Le chemin choisi par le Conseil de l’Europe
est avant tout celui de la promotion des droits humains, auxquels est lié le
développement de la démocratie et de l’État de droit. C’est un travail
particulièrement précieux, avec d’importantes implications éthiques et
sociales, puisque d’une juste conception de ces termes et d’une réflexion
constante sur eux dépendent le développement de nos sociétés, leur cohabitation
pacifique et leur avenir. Cette recherche est l’une des plus grandes
contributions que l’Europe a offerte et offre encore au monde entier.
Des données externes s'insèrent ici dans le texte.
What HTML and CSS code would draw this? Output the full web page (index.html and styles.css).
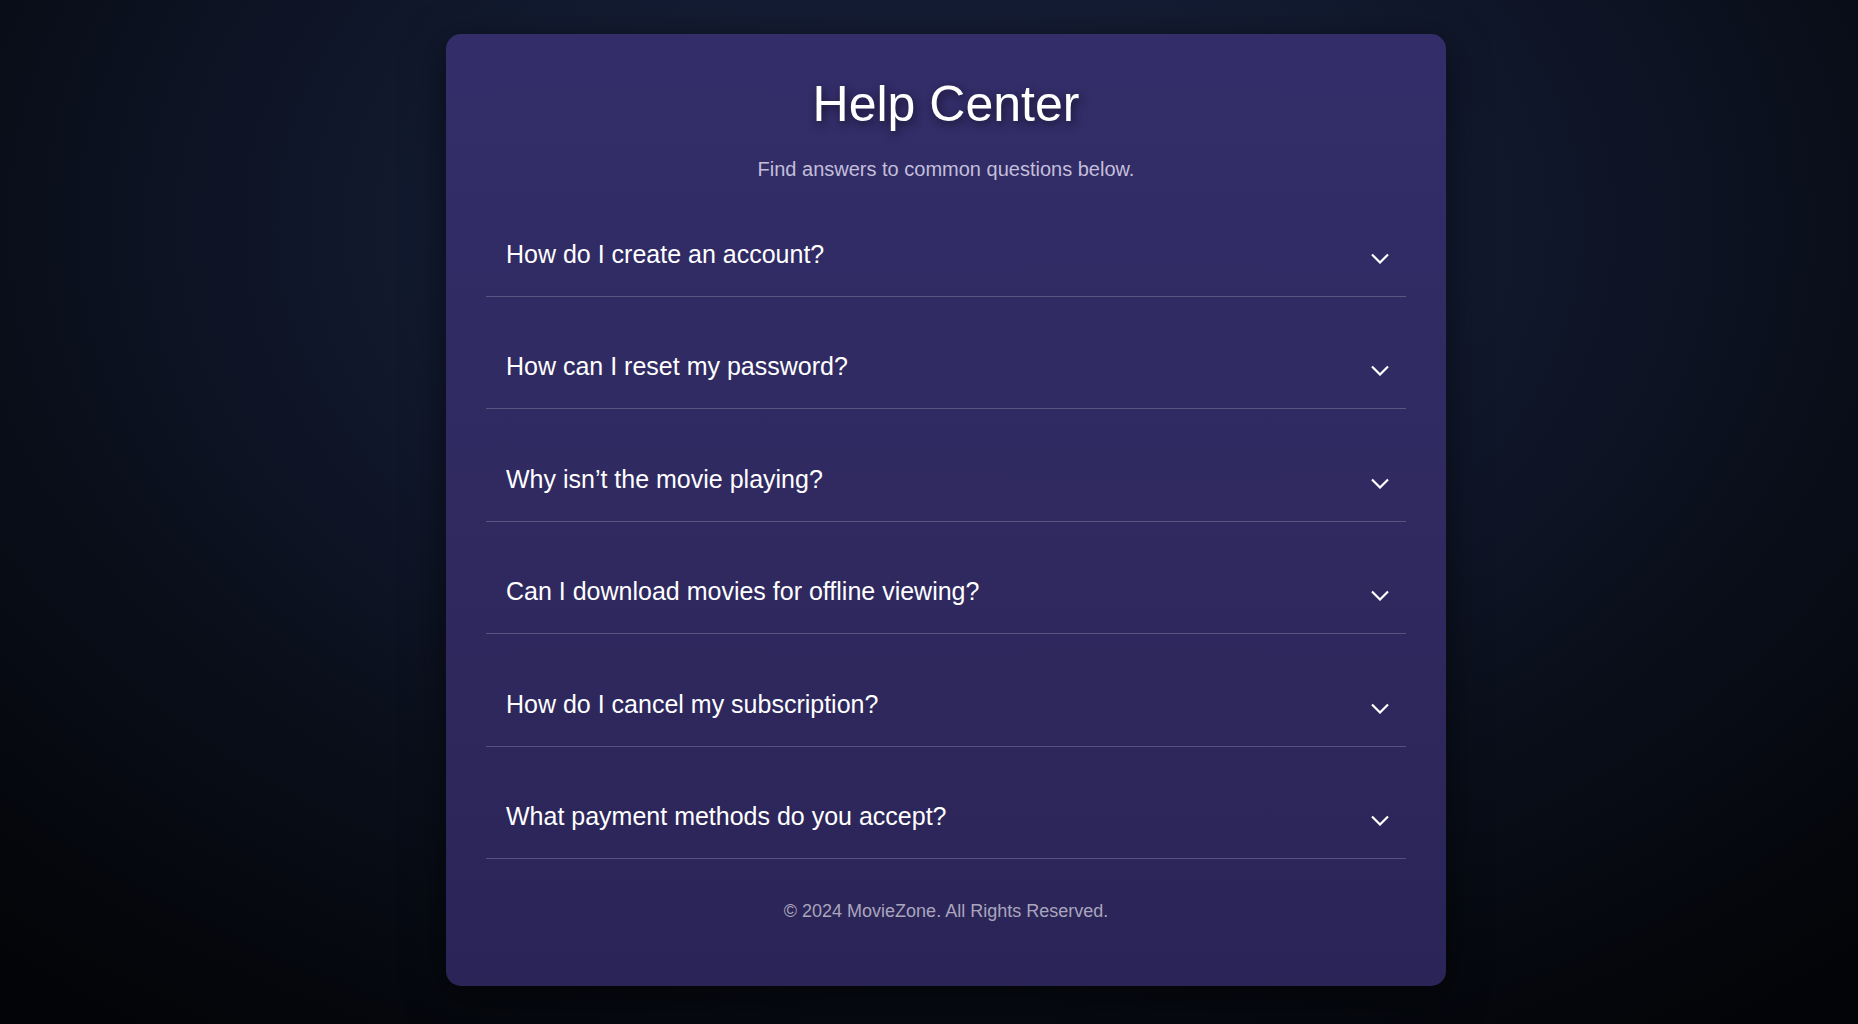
FILE: index.html
```html
<!DOCTYPE html>
<html lang="en">
<head>
<meta charset="utf-8">
<title>Help Center - MovieZone</title>
<link rel="stylesheet" href="styles.css">
</head>
<body>
<div class="page">
  <main class="card">
    <h1 class="title">Help Center</h1>
    <p class="subtitle">Find answers to common questions below.</p>
    <div class="faq">
      <div class="item">
        <div class="question"><span>How do I create an account?</span><svg class="chev" width="18" height="11" viewBox="0 0 18 11"><polyline points="1,1.5 9,9.5 17,1.5" /></svg></div>
      </div>
      <div class="item">
        <div class="question"><span>How can I reset my password?</span><svg class="chev" width="18" height="11" viewBox="0 0 18 11"><polyline points="1,1.5 9,9.5 17,1.5" /></svg></div>
      </div>
      <div class="item">
        <div class="question"><span>Why isn’t the movie playing?</span><svg class="chev" width="18" height="11" viewBox="0 0 18 11"><polyline points="1,1.5 9,9.5 17,1.5" /></svg></div>
      </div>
      <div class="item">
        <div class="question"><span>Can I download movies for offline viewing?</span><svg class="chev" width="18" height="11" viewBox="0 0 18 11"><polyline points="1,1.5 9,9.5 17,1.5" /></svg></div>
      </div>
      <div class="item">
        <div class="question"><span>How do I cancel my subscription?</span><svg class="chev" width="18" height="11" viewBox="0 0 18 11"><polyline points="1,1.5 9,9.5 17,1.5" /></svg></div>
      </div>
      <div class="item">
        <div class="question"><span>What payment methods do you accept?</span><svg class="chev" width="18" height="11" viewBox="0 0 18 11"><polyline points="1,1.5 9,9.5 17,1.5" /></svg></div>
      </div>
    </div>
    <footer class="footer">© 2024 MovieZone. All Rights Reserved.</footer>
  </main>
</div>
</body>
</html>
```

FILE: styles.css
```css
* { box-sizing: border-box; }

html, body {
  margin: 0;
  padding: 0;
  height: 100%;
}

body {
  font-family: "Liberation Sans", Arial, sans-serif;
  color: #ffffff;
  background: radial-gradient(ellipse 75% 95% at 50% 22%, #17203b 0%, #121a30 35%, #0a0f1b 65%, #030407 100%);
  overflow: hidden;
}

.page {
  display: flex;
  justify-content: center;
  padding: 34px 0 0 34px;
}

.card {
  width: 1000px;
  padding: 40px 40px 64px;
  border-radius: 15px;
  background: linear-gradient(180deg, #332d69 0%, #302a61 50%, #2b2457 100%);
  box-shadow: 0 10px 40px rgba(0, 0, 0, 0.55);
}

.title {
  margin: 2px 0 0;
  font-size: 50px;
  font-weight: normal;
  text-align: center;
  line-height: 57px;
  text-shadow: 2px 3px 8px rgba(0, 0, 0, 0.55);
}

.subtitle {
  margin: 25px 0 32px;
  font-size: 20px;
  line-height: 23px;
  text-align: center;
  color: #c3bfdb;
}

.item {
  border-bottom: 1px solid rgba(255, 255, 255, 0.2);
  margin-bottom: 28.4px;
}

.question {
  display: flex;
  justify-content: space-between;
  align-items: center;
  padding: 27px 17px 27px 20px;
  font-size: 25px;
  line-height: 29px;
}

.chev {
  margin-top: 8px;
  fill: none;
  stroke: #ffffff;
  stroke-width: 2.2;
}

.footer {
  margin-top: 0;
  padding-top: 14px;
  text-align: center;
  font-size: 18px;
  line-height: 21px;
  color: #aaa6be;
}
```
C’est pourquoi, en cette enceinte, je
ressens le devoir de rappeler l’importance de l’apport et de la responsabilité
de l’Europe dans le développement culturel de l’humanité. Je voudrais le faire
en partant d’une image que j’emprunte à un poète italien du XXe siècle,
Clemente Rebora, qui, dans l’une de ses poésies, décrit un peuplier, avec ses
branches élevées vers le ciel et agitées par le vent, son tronc solide et
ferme, ainsi que ses racines profondes qui s’enfoncent dans la terre [7] . En un
certain sens, nous pouvons penser à l’Europe à la lumière de cette image.
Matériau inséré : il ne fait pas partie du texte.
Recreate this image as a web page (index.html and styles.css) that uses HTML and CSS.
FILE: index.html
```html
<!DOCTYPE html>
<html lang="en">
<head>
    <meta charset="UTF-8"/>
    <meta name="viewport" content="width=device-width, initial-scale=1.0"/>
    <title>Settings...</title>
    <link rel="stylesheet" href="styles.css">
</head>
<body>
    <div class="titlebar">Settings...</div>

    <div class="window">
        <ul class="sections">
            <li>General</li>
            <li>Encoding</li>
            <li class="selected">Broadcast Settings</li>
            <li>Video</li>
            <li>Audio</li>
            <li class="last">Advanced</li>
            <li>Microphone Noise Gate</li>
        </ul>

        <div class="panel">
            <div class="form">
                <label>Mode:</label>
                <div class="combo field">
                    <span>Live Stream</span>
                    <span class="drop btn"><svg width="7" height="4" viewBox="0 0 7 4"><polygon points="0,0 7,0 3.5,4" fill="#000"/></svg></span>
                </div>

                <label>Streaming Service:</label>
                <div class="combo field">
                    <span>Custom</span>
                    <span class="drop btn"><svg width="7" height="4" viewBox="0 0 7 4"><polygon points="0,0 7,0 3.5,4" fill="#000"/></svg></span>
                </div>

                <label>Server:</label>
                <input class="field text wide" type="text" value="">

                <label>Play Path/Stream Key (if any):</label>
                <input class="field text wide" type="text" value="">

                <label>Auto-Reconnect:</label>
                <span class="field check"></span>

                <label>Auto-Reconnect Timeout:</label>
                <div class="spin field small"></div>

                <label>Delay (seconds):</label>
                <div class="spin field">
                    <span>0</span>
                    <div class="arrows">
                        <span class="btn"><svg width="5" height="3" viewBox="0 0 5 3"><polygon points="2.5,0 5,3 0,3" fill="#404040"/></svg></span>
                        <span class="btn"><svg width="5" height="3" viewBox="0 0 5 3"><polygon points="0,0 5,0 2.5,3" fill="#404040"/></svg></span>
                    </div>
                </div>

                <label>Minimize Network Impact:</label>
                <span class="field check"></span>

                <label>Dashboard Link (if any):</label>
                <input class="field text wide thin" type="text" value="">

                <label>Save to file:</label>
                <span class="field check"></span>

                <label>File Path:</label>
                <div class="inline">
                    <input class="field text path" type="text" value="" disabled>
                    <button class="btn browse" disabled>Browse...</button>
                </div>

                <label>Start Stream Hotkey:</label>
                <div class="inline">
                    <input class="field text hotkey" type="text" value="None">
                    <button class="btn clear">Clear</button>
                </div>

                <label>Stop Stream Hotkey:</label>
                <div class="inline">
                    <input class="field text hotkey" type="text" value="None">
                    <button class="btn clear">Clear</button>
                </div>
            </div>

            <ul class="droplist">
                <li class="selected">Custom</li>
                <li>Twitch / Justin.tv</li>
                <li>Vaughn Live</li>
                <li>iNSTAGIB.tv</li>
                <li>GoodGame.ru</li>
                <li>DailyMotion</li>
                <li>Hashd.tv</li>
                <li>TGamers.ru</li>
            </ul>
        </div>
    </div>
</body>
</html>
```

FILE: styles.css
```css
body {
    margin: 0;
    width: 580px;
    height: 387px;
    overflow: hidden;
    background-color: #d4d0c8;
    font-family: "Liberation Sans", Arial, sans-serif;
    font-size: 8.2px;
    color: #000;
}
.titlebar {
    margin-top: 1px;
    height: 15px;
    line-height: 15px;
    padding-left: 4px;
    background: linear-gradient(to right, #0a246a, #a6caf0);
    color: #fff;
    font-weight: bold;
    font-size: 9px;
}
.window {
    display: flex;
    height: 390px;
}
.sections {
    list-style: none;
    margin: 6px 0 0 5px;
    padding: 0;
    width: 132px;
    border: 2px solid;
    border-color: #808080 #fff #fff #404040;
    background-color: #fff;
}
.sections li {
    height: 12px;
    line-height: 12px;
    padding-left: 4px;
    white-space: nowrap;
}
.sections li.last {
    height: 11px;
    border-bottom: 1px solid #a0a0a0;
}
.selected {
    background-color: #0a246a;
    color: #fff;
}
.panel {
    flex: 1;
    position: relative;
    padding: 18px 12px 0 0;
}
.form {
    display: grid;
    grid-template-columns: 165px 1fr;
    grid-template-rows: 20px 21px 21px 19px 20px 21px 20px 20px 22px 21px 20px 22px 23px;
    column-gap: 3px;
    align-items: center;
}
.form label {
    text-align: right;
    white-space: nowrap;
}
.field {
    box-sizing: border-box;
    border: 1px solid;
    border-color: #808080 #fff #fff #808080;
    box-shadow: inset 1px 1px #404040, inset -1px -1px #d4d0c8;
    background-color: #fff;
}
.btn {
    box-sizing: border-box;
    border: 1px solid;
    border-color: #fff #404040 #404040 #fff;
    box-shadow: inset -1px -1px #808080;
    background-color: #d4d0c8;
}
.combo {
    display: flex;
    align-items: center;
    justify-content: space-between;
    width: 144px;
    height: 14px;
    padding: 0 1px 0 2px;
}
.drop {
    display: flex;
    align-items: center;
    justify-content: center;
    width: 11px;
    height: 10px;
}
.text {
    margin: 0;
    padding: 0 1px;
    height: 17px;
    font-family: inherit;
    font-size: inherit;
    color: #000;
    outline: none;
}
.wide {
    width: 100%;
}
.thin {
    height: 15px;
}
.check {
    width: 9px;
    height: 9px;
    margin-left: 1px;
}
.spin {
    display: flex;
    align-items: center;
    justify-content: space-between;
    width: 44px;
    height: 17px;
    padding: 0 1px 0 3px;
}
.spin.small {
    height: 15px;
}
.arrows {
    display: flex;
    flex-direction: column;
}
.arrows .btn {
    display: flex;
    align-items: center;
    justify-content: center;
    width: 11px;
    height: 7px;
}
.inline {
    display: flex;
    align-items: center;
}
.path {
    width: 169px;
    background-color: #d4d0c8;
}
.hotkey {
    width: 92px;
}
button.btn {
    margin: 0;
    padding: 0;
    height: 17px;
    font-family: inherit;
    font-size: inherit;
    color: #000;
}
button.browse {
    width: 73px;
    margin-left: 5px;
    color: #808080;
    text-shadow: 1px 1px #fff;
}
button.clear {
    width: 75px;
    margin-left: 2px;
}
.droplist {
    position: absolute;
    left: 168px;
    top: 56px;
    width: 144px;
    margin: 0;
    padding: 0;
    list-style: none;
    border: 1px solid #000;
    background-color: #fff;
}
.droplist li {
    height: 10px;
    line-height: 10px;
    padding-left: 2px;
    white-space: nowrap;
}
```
Au cours de son histoire, elle a toujours
tendu vers le haut, vers des objectifs nouveaux et ambitieux, animée par un
désir insatiable de connaissance, de développement, de progrès, de paix et
d’unité. Mais l’élévation de la pensée, de la culture, des découvertes
scientifiques est possible seulement à cause de la solidité du tronc et de la
profondeur des racines qui l’alimentent. Si les racines se perdent, lentement
le tronc se vide et meurt et les branches – autrefois vigoureuses et droites –
se plient vers la terre et tombent. Ici, se trouve peut-être l’un des paradoxes
les plus incompréhensibles pour une mentalité scientifique qui s’isole : pour marcher vers
l’avenir, il faut le passé, de profondes racines
sont nécessaires et il faut aussi le courage de ne pas se cacher face au
présent et à ses défis. Il faut de la mémoire, du courage, une utopie saine et
humaine.
D’autre part – fait observer Rebora –
« le tronc s’enfonce là où il y a davantage de vrai » [8] . Les
racines s’alimentent de la vérité, qui constitue la nourriture,
la sève vitale de n’importe quelle société qui désire être vraiment
libre, humaine et solidaire. En outre, la véritéfait appel à la
conscience, qui est irréductible aux conditionnements, et pour cela est capable
de connaître sa propre dignité et de s’ouvrir à l’absolu, en devenant source
des choix fondamentaux guidés par la recherche du bien pour les autres et pour
soi et lieu d’une liberté responsable [9] .
Il faut ensuite garder bien présent à
l’esprit que sans cette recherche de la vérité, chacun devient la mesure de
soi-même et de son propre agir, ouvrant la voie à l’affirmation subjective des
droits, de sorte qu’à la conception de droit humain, qui a en soi une portée
universelle, se substitue l’idée de droit individualiste. Cela conduit à être
foncièrement insouciant des autres et à favoriser la globalisation de
l’indifférence qui naît de l’égoïsme, fruit d’une conception de l’homme
incapable d’accueillir la vérité et de vivre une authentique dimension sociale.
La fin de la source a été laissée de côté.